Uniting any two of them – to avoid the risk of overwintering an undersized colony – will never leave you just one hive away from disaster.
Try something new
A third colony isn’t just a backup to recover from a precarious situations. It’s also an opportunity to try something new or different.
Fancy trying an alternative swarm control method to your normal tried and tested favourite? Now you have a chance without risking too much if it all goes ‘pear shaped’.
Are you interested in whether queenless colonies really collect more nectar? Split off a small queenright nuc from your third colony during a good nectar flow and find out for yourself.
What about … ?
I could go on but won’t … you get the idea. Your second colony is for disaster recovery and the third colony can be viewed as ‘belt and braces’ disaster recovery, and an opportunity to experiment.
It’s better than fully comprehensive insurance … it saves you from disaster but delivers a real dividend if the season is catastrophe-free.
And the downsides?
Extra equipment, of course, and the space needed to store it.
Then there is the cost of this equipment and the annual running costs of the additional colonies. Both these can be offset against honey sales or, if you don’t sell honey, your enhanced bartering power with local fruit and veg producers (or anyone who likes honey).
Or just compensated by the warm, fuzzy feeling you get when a recipient really appreciates the honey you give them.

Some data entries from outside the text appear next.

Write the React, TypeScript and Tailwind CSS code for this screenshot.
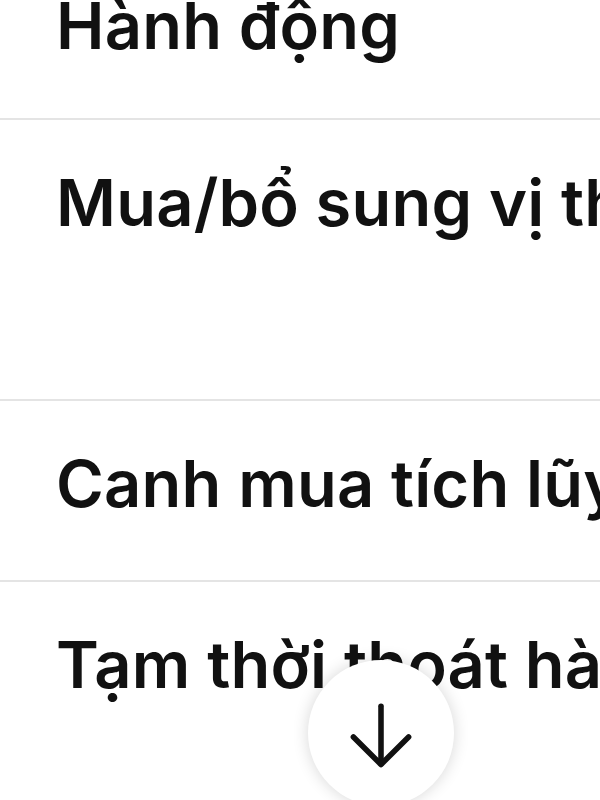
import React from 'react';

const rows = [
  { label: 'Hành động', height: 'h-[120px]', pad: 'pt-0 -mt-[7px]' },
  { label: 'Mua/bổ sung vị thế', height: 'h-[281px]', pad: 'pt-[50px]' },
  { label: 'Canh mua tích lũy', height: 'h-[181px]', pad: 'pt-[50px]' },
  { label: 'Tạm thời thoát hàng', height: 'h-[220px]', pad: 'pt-[50px]' },
];

const App: React.FC = () => {
  return (
    <div className="relative w-[600px] h-[800px] overflow-hidden bg-white font-['Inter','Noto_Sans',sans-serif] text-[#111]">
      <div className="flex flex-col">
        {rows.map((row, i) => (
          <div
            key={row.label}
            className={`${row.height} shrink-0 ${i < rows.length - 1 ? 'border-b-2 border-[#e4e4e4]' : ''}`}
          >
            <div className={`${row.pad} pl-[56px] whitespace-nowrap text-[65px] leading-[65px] font-semibold tracking-[0.2px]`}>
              {row.label}
            </div>
          </div>
        ))}
      </div>

      {/* scroll-to-bottom button */}
      <button className="absolute left-[308px] top-[660px] w-[146px] h-[146px] rounded-full bg-white shadow-[0_0_16px_rgba(0,0,0,0.16)] flex items-start justify-center pt-[29px]">
        <svg width="92" height="92" viewBox="0 0 24 24" fill="none" stroke="#111" strokeWidth="1.45" strokeLinecap="round" strokeLinejoin="round">
          <path d="M12 4.5v15" />
          <path d="m19.2 12.5-7.2 7.2-7.2-7.2" />
        </svg>
      </button>
    </div>
  );
};

export default App;
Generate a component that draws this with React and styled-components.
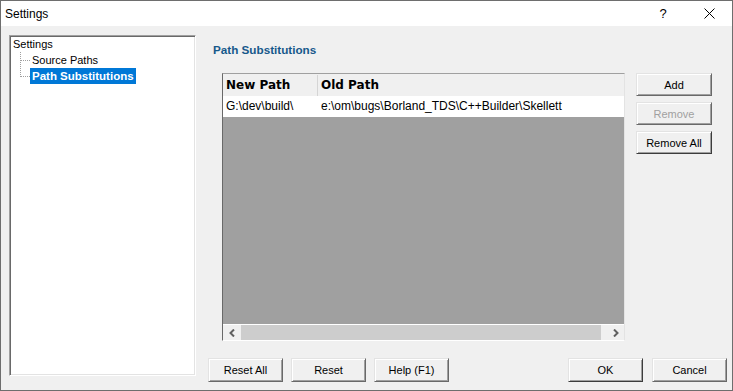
import React from "react";
import styled, { createGlobalStyle } from "styled-components";

const Global = createGlobalStyle`
  html, body { margin: 0; padding: 0; background: #f0f0f0; }
  body { font-family: "Liberation Sans", Arial, sans-serif; font-size: 11px; color: #000; }
  * { box-sizing: border-box; }
`;

const Window = styled.div`
  width: 733px;
  height: 391px;
  border: 1px solid #6e6e6e;
  background: #f0f0f0;
  display: flex;
  flex-direction: column;
`;

const TitleBar = styled.div`
  height: 25px;
  flex: none;
  background: #fff;
  display: flex;
  align-items: center;
`;

const Title = styled.div`
  flex: 1;
  padding-left: 4px;
  font-size: 12px;
`;

const CaptionButton = styled.div`
  width: 46px;
  height: 25px;
  display: flex;
  align-items: center;
  justify-content: center;
  font-size: 13px;
`;

const Body = styled.div`
  flex: 1;
  min-height: 0;
  display: flex;
  gap: 9px;
  padding: 9px 5px 8px 8px;
`;

const TreePanel = styled.div`
  width: 187px;
  height: 341px;
  flex: none;
  background: #fff;
  border: 1px solid;
  border-color: #a0a0a0 #fff #fff #a0a0a0;
  box-shadow: inset 1px 1px #696969, inset -1px -1px #e3e3e3;
`;

const TreeRoot = styled.div`
  height: 16px;
  line-height: 16px;
  padding-left: 3px;
`;

const TreeChildren = styled.div`
  position: relative;
  margin-left: 10px;
  &::before {
    content: "";
    position: absolute;
    left: 0;
    top: 0;
    height: 25px;
    border-left: 1px dotted #a0a0a0;
  }
`;

const TreeLeaf = styled.div`
  position: relative;
  height: 16px;
  padding-left: 10px;
  display: flex;
  align-items: center;
  &::before {
    content: "";
    position: absolute;
    left: 1px;
    top: 8px;
    width: 9px;
    border-top: 1px dotted #a0a0a0;
  }
`;

const LeafLabel = styled.span`
  height: 16px;
  line-height: 16px;
  padding: 0 2px;
  background: ${(p) => (p.$selected ? "#0078d7" : "transparent")};
  color: ${(p) => (p.$selected ? "#fff" : "#000")};
  font-weight: ${(p) => (p.$selected ? "bold" : "normal")};
  font-size: ${(p) => (p.$selected ? "11.5px" : "11px")};
`;

const RightColumn = styled.div`
  flex: 1;
  display: flex;
  flex-direction: column;
`;

const Heading = styled.div`
  margin: 7px 0 0 8px;
  height: 16px;
  line-height: 16px;
  font-weight: bold;
  font-size: 11.7px;
  color: #17598b;
`;

const Middle = styled.div`
  display: flex;
  align-items: flex-start;
  gap: 11px;
  margin-top: 15px;
  padding-left: 17px;
`;

const Grid = styled.div`
  width: 403px;
  height: 268px;
  border: 1px solid;
  border-color: #a0a0a0 #e3e3e3 #fff #696969;
  display: flex;
  flex-direction: column;
  background: #a0a0a0;
`;

const HeaderRow = styled.div`
  height: 22px;
  flex: none;
  display: grid;
  grid-template-columns: 95px 1fr;
  background: #f0f0f0;
`;

const HeaderCell = styled.div`
  padding-left: 3px;
  margin: 1px 0 0;
  line-height: 21px;
  font-family: "DejaVu Sans", Verdana, sans-serif;
  font-weight: bold;
  font-size: 12px;
  border-right: ${(p) => (p.$divider ? "1px solid #d5d5d5" : "none")};
`;

const DataRow = styled.div`
  height: 21px;
  flex: none;
  display: grid;
  grid-template-columns: 95px 1fr;
  background: #fff;
`;

const DataCell = styled.div`
  padding-left: 3px;
  line-height: 21px;
  font-size: 12px;
  white-space: nowrap;
`;

const Filler = styled.div`
  flex: 1;
  background: #a0a0a0;
`;

const HScroll = styled.div`
  height: 16px;
  flex: none;
  border-top: 1px solid #fff;
  background: #f0f0f0;
  display: flex;
`;

const ScrollArrow = styled.div`
  width: ${(p) => p.$w}px;
  flex: none;
  display: flex;
  align-items: center;
  justify-content: center;
`;

const Thumb = styled.div`
  width: 360px;
  flex: none;
  background: #cdcdcd;
`;

const Track = styled.div`
  flex: 1;
`;

const ButtonColumn = styled.div`
  display: flex;
  flex-direction: column;
  gap: 6px;
`;

const Button = styled.button`
  width: ${(p) => p.$w || 75}px;
  height: ${(p) => p.$h || 23}px;
  padding: 0;
  font-family: "Liberation Sans", Arial, sans-serif;
  font-size: 11px;
  color: ${(p) => (p.disabled ? "#a0a0a0" : "#000")};
  background: #f0f0f0;
  border: 1px solid;
  border-color: ${(p) =>
    p.$strong ? "#e3e3e3 #3c3c3c #3c3c3c #e3e3e3" : "#e3e3e3 #696969 #696969 #e3e3e3"};
  box-shadow: inset 1px 1px #fff, inset -1px -1px #a0a0a0;
`;

const BottomBar = styled.div`
  display: flex;
  align-items: center;
  gap: 8px;
  margin-top: 17px;
  padding-left: 3px;
`;

const Spacer = styled.div`
  flex: 1;
`;

const DialogButtons = styled.div`
  display: flex;
  gap: 9px;
`;

const Chevron = ({ dir }) => (
  <svg width="6" height="8" viewBox="0 0 6 8">
    <polyline
      points={dir === "left" ? "5,0.5 1.5,4 5,7.5" : "1,0.5 4.5,4 1,7.5"}
      fill="none"
      stroke="#606060"
      strokeWidth="2"
    />
  </svg>
);

export default function App() {
  return (
    <>
      <Global />
      <Window>
        <TitleBar>
          <Title>Settings</Title>
          <CaptionButton>?</CaptionButton>
          <CaptionButton>
            <svg width="11" height="11" viewBox="0 0 11 11">
              <path d="M0.5 0.5 L10.5 10.5 M10.5 0.5 L0.5 10.5" stroke="#000" strokeWidth="1" />
            </svg>
          </CaptionButton>
        </TitleBar>
        <Body>
          <TreePanel>
            <TreeRoot>Settings</TreeRoot>
            <TreeChildren>
              <TreeLeaf>
                <LeafLabel>Source Paths</LeafLabel>
              </TreeLeaf>
              <TreeLeaf>
                <LeafLabel $selected>Path Substitutions</LeafLabel>
              </TreeLeaf>
            </TreeChildren>
          </TreePanel>
          <RightColumn>
            <Heading>Path Substitutions</Heading>
            <Middle>
              <Grid>
                <HeaderRow>
                  <HeaderCell $divider>New Path</HeaderCell>
                  <HeaderCell>Old Path</HeaderCell>
                </HeaderRow>
                <DataRow>
                  <DataCell>G:\dev\build\</DataCell>
                  <DataCell>e:\om\bugs\Borland_TDS\C++Builder\Skellett</DataCell>
                </DataRow>
                <Filler />
                <HScroll>
                  <ScrollArrow $w={18}>
                    <Chevron dir="left" />
                  </ScrollArrow>
                  <Thumb />
                  <Track />
                  <ScrollArrow $w={17}>
                    <Chevron dir="right" />
                  </ScrollArrow>
                </HScroll>
              </Grid>
              <ButtonColumn>
                <Button $w={76}>Add</Button>
                <Button $w={76} disabled>
                  Remove
                </Button>
                <Button $w={76} $strong>
                  Remove All
                </Button>
              </ButtonColumn>
            </Middle>
            <BottomBar>
              <Button $h={24}>Reset All</Button>
              <Button $h={24}>Reset</Button>
              <Button $h={24}>Help (F1)</Button>
              <Spacer />
              <DialogButtons>
                <Button $h={24} $strong>
                  OK
                </Button>
                <Button $h={24}>Cancel</Button>
              </DialogButtons>
            </BottomBar>
          </RightColumn>
        </Body>
      </Window>
    </>
  );
}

Equipment is not inexpensive, but it does last … think of it as an investment.
Running costs are pretty low anyway – miticides, foundation and feed. The first of these are probably unavoidable, but shouldn’t be more than £10/colony per year. You’ll be able to produce additional wax to trade in for fresh foundation, or could use a proportion of foundationless frames. Finally, if you produce more honey than you need (or want to sell), you can feed it back and reduce your outlay on fondant or syrup.
I’m biased, but about the only unavoidable downside I can think of is the extra lifting involved.
Time to put that New Year’s gym membership to good use.